If we also assume monotonicity, we can prove some theorems about equal arguments to "and" and "or"

a and 0 <= a and a <= a and 1
0 <= a and a <= a

a or 0 <= a or a <= a or 1
a <= a or a <= 1

So (a or (not a) and (a or (not a)) must be <= (a or (not a)) and only equal for idempotence.
For non-idempotence, that quantity must be less than (a or (not a)), and in turn, less than 1. It is thus not possible.
For idempotence, 1 = a or (not a), only possible if excluded middle holds. Both properties together hold only for crisp logic.

So the second and fourth properties only hold for crisp logic, while the third one can be extended to fuzzy logic without contradiction.

 

[steve_bank]

Any logic function can be implemented by AND-OR or NAND-NOR. logic.

 

[lpetrich]

Any logic function can be implemented by AND-OR or NAND-NOR. logic.

Crisp logic, at least.

However, one needs a NOT function to do so. I will prove that by finding out what happens when one only has AND and OR.

Each of those two operators is both commutative and associative, so that one can easily define multiple-argument versions of them.
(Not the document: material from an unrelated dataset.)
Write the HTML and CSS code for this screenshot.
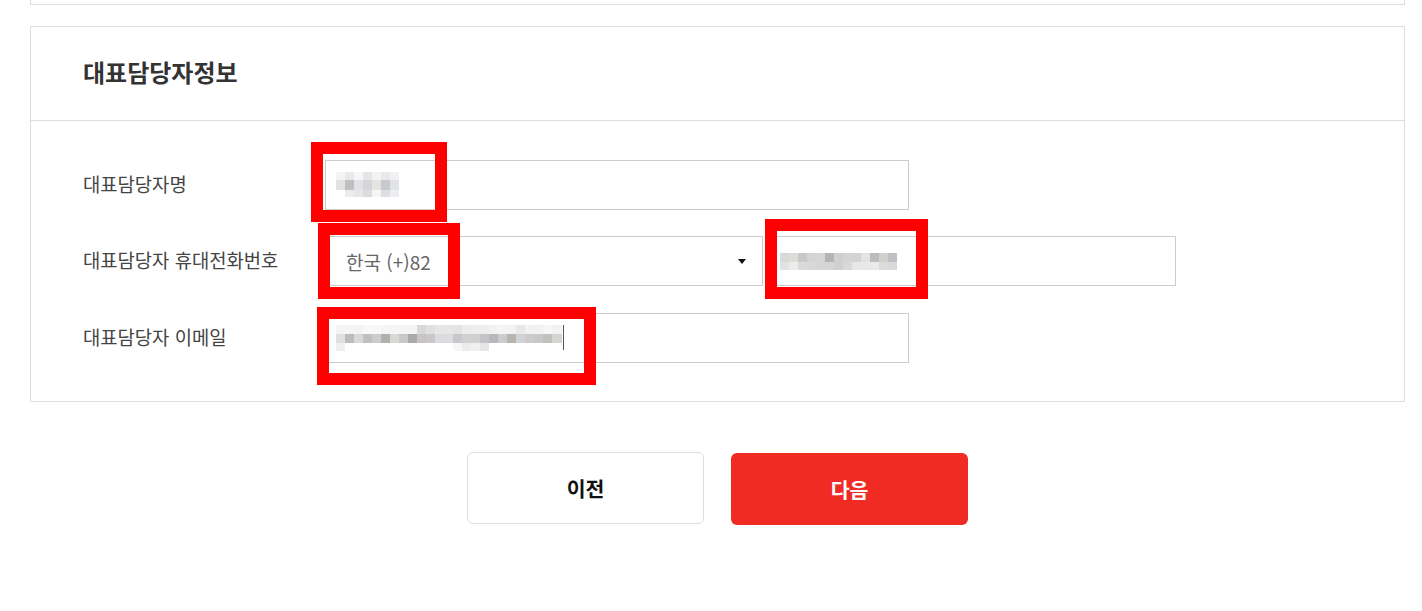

Also, both operators are idempotent, meaning that one can collapse repetitions of an argument to a single copy of it.

They are also monotone, meaning that (x <= y) <-> (AND(x,z) <= AND(y,z)) and (OR(x,z) <= OR(y,z)). This has the consequence that every combination is monotone, and also that every combination is bounded from below by AND(all its args) and from above by OR(all its args).

Thus, every combination of AND's and OR's returns 0 for all-0 args and 1 for all-1 args. So to get 0 for all-1's and 1 for all-0's, one needs a NOT operator. That is also true for violations of monotonicity, like X(0,others) = 1 while X(1,others) = 0.


But if one has a NAND or a NOR operator, one can get a NOT out of it with NOT(x) = NAND(x,x) = NOR(x,x), using the idempotence of AND and OR. NOT with NAND gives AND, and with DeMorgan's rules, OR, and with further negation, NOR. Likewise, one can get OR, AND, and NAND from NOR.

In fact, one can get any truth table with combinations of NOT, AND, and OR.